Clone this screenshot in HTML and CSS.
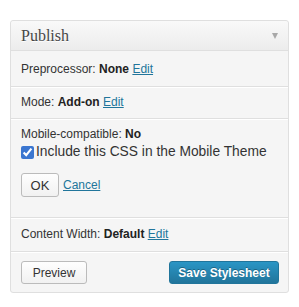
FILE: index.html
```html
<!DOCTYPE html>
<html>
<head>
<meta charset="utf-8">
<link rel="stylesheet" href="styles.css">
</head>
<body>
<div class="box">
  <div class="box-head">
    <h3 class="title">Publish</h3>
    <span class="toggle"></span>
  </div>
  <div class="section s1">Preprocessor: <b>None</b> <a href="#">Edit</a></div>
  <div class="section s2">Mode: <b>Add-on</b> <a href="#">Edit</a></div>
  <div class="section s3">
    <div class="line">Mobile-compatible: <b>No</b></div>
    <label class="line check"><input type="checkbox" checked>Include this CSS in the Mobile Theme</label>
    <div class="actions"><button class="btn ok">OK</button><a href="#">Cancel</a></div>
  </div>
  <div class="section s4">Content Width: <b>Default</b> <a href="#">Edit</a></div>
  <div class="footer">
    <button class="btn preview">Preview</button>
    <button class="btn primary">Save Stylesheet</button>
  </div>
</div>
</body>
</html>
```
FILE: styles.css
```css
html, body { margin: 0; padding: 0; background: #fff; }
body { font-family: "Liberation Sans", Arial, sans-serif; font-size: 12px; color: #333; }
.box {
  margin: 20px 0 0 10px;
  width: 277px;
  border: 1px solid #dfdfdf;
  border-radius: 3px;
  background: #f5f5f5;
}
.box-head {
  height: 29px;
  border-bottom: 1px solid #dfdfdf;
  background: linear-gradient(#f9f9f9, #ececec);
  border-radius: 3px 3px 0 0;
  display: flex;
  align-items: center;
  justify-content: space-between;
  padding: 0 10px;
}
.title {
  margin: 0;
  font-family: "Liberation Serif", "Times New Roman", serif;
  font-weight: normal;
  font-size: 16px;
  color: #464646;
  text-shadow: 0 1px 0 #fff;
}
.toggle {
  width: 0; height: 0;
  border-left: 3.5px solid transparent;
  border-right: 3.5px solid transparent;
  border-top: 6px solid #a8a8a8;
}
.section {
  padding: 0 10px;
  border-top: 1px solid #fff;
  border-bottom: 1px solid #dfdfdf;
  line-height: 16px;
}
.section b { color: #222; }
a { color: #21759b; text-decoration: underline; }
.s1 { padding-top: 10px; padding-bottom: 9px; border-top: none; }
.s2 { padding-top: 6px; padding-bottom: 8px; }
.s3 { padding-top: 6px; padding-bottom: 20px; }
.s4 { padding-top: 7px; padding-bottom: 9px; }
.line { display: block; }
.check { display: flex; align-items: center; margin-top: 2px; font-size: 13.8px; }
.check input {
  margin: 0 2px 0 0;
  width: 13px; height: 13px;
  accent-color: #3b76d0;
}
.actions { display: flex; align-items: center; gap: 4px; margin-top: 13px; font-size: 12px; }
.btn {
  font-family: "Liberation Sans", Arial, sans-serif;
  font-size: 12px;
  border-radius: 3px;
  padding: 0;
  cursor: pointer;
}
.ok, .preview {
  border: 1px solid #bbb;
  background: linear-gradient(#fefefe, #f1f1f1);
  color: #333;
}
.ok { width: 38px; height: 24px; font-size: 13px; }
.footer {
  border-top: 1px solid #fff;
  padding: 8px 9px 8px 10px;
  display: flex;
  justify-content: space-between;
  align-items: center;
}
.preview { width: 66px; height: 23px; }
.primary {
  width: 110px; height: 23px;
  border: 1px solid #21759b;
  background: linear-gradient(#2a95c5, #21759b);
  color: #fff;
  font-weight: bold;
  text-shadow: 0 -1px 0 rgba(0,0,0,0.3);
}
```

- - - - - - -

**Written exercise**
Return the full material word for word. Do not include the pictures.

**Answer to this exercise**
Clone this screenshot in HTML and CSS.
FILE: index.html
```html
<!DOCTYPE html>
<html>
<head>
<meta charset="utf-8">
<link rel="stylesheet" href="styles.css">
</head>
<body>
<div class="box">
  <div class="box-head">
    <h3 class="title">Publish</h3>
    <span class="toggle"></span>
  </div>
  <div class="section s1">Preprocessor: <b>None</b> <a href="#">Edit</a></div>
  <div class="section s2">Mode: <b>Add-on</b> <a href="#">Edit</a></div>
  <div class="section s3">
    <div class="line">Mobile-compatible: <b>No</b></div>
    <label class="line check"><input type="checkbox" checked>Include this CSS in the Mobile Theme</label>
    <div class="actions"><button class="btn ok">OK</button><a href="#">Cancel</a></div>
  </div>
  <div class="section s4">Content Width: <b>Default</b> <a href="#">Edit</a></div>
  <div class="footer">
    <button class="btn preview">Preview</button>
    <button class="btn primary">Save Stylesheet</button>
  </div>
</div>
</body>
</html>
```
FILE: styles.css
```css
html, body { margin: 0; padding: 0; background: #fff; }
body { font-family: "Liberation Sans", Arial, sans-serif; font-size: 12px; color: #333; }
.box {
  margin: 20px 0 0 10px;
  width: 277px;
  border: 1px solid #dfdfdf;
  border-radius: 3px;
  background: #f5f5f5;
}
.box-head {
  height: 29px;
  border-bottom: 1px solid #dfdfdf;
  background: linear-gradient(#f9f9f9, #ececec);
  border-radius: 3px 3px 0 0;
  display: flex;
  align-items: center;
  justify-content: space-between;
  padding: 0 10px;
}
.title {
  margin: 0;
  font-family: "Liberation Serif", "Times New Roman", serif;
  font-weight: normal;
  font-size: 16px;
  color: #464646;
  text-shadow: 0 1px 0 #fff;
}
.toggle {
  width: 0; height: 0;
  border-left: 3.5px solid transparent;
  border-right: 3.5px solid transparent;
  border-top: 6px solid #a8a8a8;
}
.section {
  padding: 0 10px;
  border-top: 1px solid #fff;
  border-bottom: 1px solid #dfdfdf;
  line-height: 16px;
}
.section b { color: #222; }
a { color: #21759b; text-decoration: underline; }
.s1 { padding-top: 10px; padding-bottom: 9px; border-top: none; }
.s2 { padding-top: 6px; padding-bottom: 8px; }
.s3 { padding-top: 6px; padding-bottom: 20px; }
.s4 { padding-top: 7px; padding-bottom: 9px; }
.line { display: block; }
.check { display: flex; align-items: center; margin-top: 2px; font-size: 13.8px; }
.check input {
  margin: 0 2px 0 0;
  width: 13px; height: 13px;
  accent-color: #3b76d0;
}
.actions { display: flex; align-items: center; gap: 4px; margin-top: 13px; font-size: 12px; }
.btn {
  font-family: "Liberation Sans", Arial, sans-serif;
  font-size: 12px;
  border-radius: 3px;
  padding: 0;
  cursor: pointer;
}
.ok, .preview {
  border: 1px solid #bbb;
  background: linear-gradient(#fefefe, #f1f1f1);
  color: #333;
}
.ok { width: 38px; height: 24px; font-size: 13px; }
.footer {
  border-top: 1px solid #fff;
  padding: 8px 9px 8px 10px;
  display: flex;
  justify-content: space-between;
  align-items: center;
}
.preview { width: 66px; height: 23px; }
.primary {
  width: 110px; height: 23px;
  border: 1px solid #21759b;
  background: linear-gradient(#2a95c5, #21759b);
  color: #fff;
  font-weight: bold;
  text-shadow: 0 -1px 0 rgba(0,0,0,0.3);
}
```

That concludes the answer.